I believe this is what we meant when we declared, as a congregation, that St. Paul’s Parish’s reason for being is “to set hearts on fire for Jesus” and that our mission is “to advance the Kingdom of God through liturgical worship, spiritual education, personal growth, and service to others.”
And finally, let us dream of a people
called to recognize all the absurdities in ourselves and in one another, including the absurdity that is Love,
serious about the call and the mission but not, very much, about ourselves,
who, in the company of our Clown Redeemer can dance and sing and laugh and cry in worship, in ministry, and even in conflict.
[Frensdorff was a great lover of clowns who often used the clown as a metaphor or illustration in his preaching about Jesus.]
I recently read an essay entitled Why Does God Need the Church? by Ragan Sutterfield, an Episcopalian who lives in Arkansas. Sutterfield’s answer is that God needs the church “to be God’s real presence in the world . . . a radical and amazing call for a group of people.” But, he wrote, “we need to realize . . . that the buildings, the ecclesial bodies, the liturgies, the hierarchies, the bishops, the priests, the laity, the budgets, etc, etc, etc, are only valuable as parts of the church in so far as they are fulfilling the mission of God. And . . . God’s mission is not nice services for nice people in nice buildings.” (Emphasis added.)
Sutterfield, I think, is echoing Bishop Frensdorff’s vision. In doing so, Sutterfield, proposed two new ways to think of our church congregations. First, as “icon” – an icon, he says, is an image that sparks the imagination to move beyond the image and see God. The question we must ask ourselves is “Are we such a community? Looking at us, visiting us, worshiping with us, being served by us, and serving with us, are others moved beyond us to see God?” I believe that we are such a community and I hope that others see through us in that way.
Sutterfield’s second new image of the church is as a “dojo.” A dojo, as you probably know, is “a practice community within martial arts – it is the place where adherents to a specific form come together to learn how to be better practitioners, both from each other and from recognized masters of the form.” It is, simply put, the place and community where people come to get better at what they do. In the church-as-dojo, the congregation becomes the place where we come together to work at becoming more Christ-like. The church becomes a place where we come not to sing some nice songs and hear an occasionally good sermon, but a community with which we gather to explore the faith with one another, recognizing that some among us are more practiced than we may be, challenging each other and learning from one another how better to practice the way of Jesus.

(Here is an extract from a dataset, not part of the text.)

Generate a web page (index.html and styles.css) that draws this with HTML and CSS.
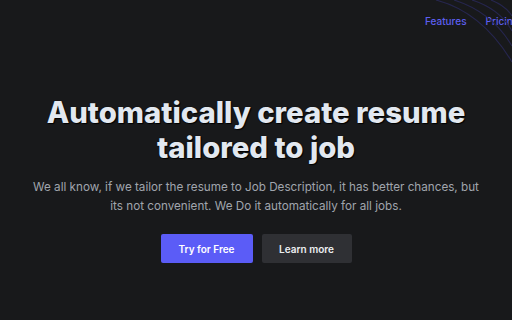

Sutterfield concludes with a vision not too much different from Bishop Frensdorff’s:
Imagine a church where, after a few months of regularly attending, you are able to recognize that you are less angry than you used to be. Imagine a church that shows you how to forgive the person who hurt you most profoundly. Imagine a church that measures your love of God as Dorothy Day did hers, by how much you love the person you love least. Imagine a church that loves you for who you are, away from all of the facades of the self, and teaches you how to love.
I believe that St. Paul’s Parish is and is constantly becoming such a place and such a community. The reports we have received today, the leadership our vestry and officers provide, the ministries of all of our members, all demonstrate that that is so, and for that I am grateful to each of you and to God.
Let us pray:
Almighty and everliving God,
ruler of all things in heaven and earth,
hear our prayers for this parish family.
Strengthen the faithful, arouse the careless, and restore the penitent.
Grant us all things necessary for our common life,
and bring us all to be of one heart and mind
within your holy Church;
through Jesus Christ our Lord. Amen.
Will you turn to the prayers page of the Annual Journal and join me in the “Disturb us, Lord” prayer attributed to Sir Francis Drake which our Inviting the Future Committee adopted as the guiding prayer for our capital project. After the prayer, we’ll sing I Have Decided to Follow Jesus (which is on the back cover of the Journal) and stand adjourned.
Disturb us, Lord, when we are too well pleased with ourselves, when our dreams have come true because we have dreamed too little, when we arrived safely because we have sailed too close to the shore.
Disturb us, Lord, when, with the abundance of things we possess, we have lost our thirst for the waters of life. Having fallen in love with life, we have ceased to dream of eternity and in our efforts to build a new earth, we have allowed our vision of the new Heaven to dim.
Disturb us, Lord, to dare more boldly, to venture on wider seas where storms will show your mastery; where losing sight of land, we shall find the stars.
We ask you to push back the horizons of our hopes; and to push us into the future in strength, courage, hope, and love. Amen.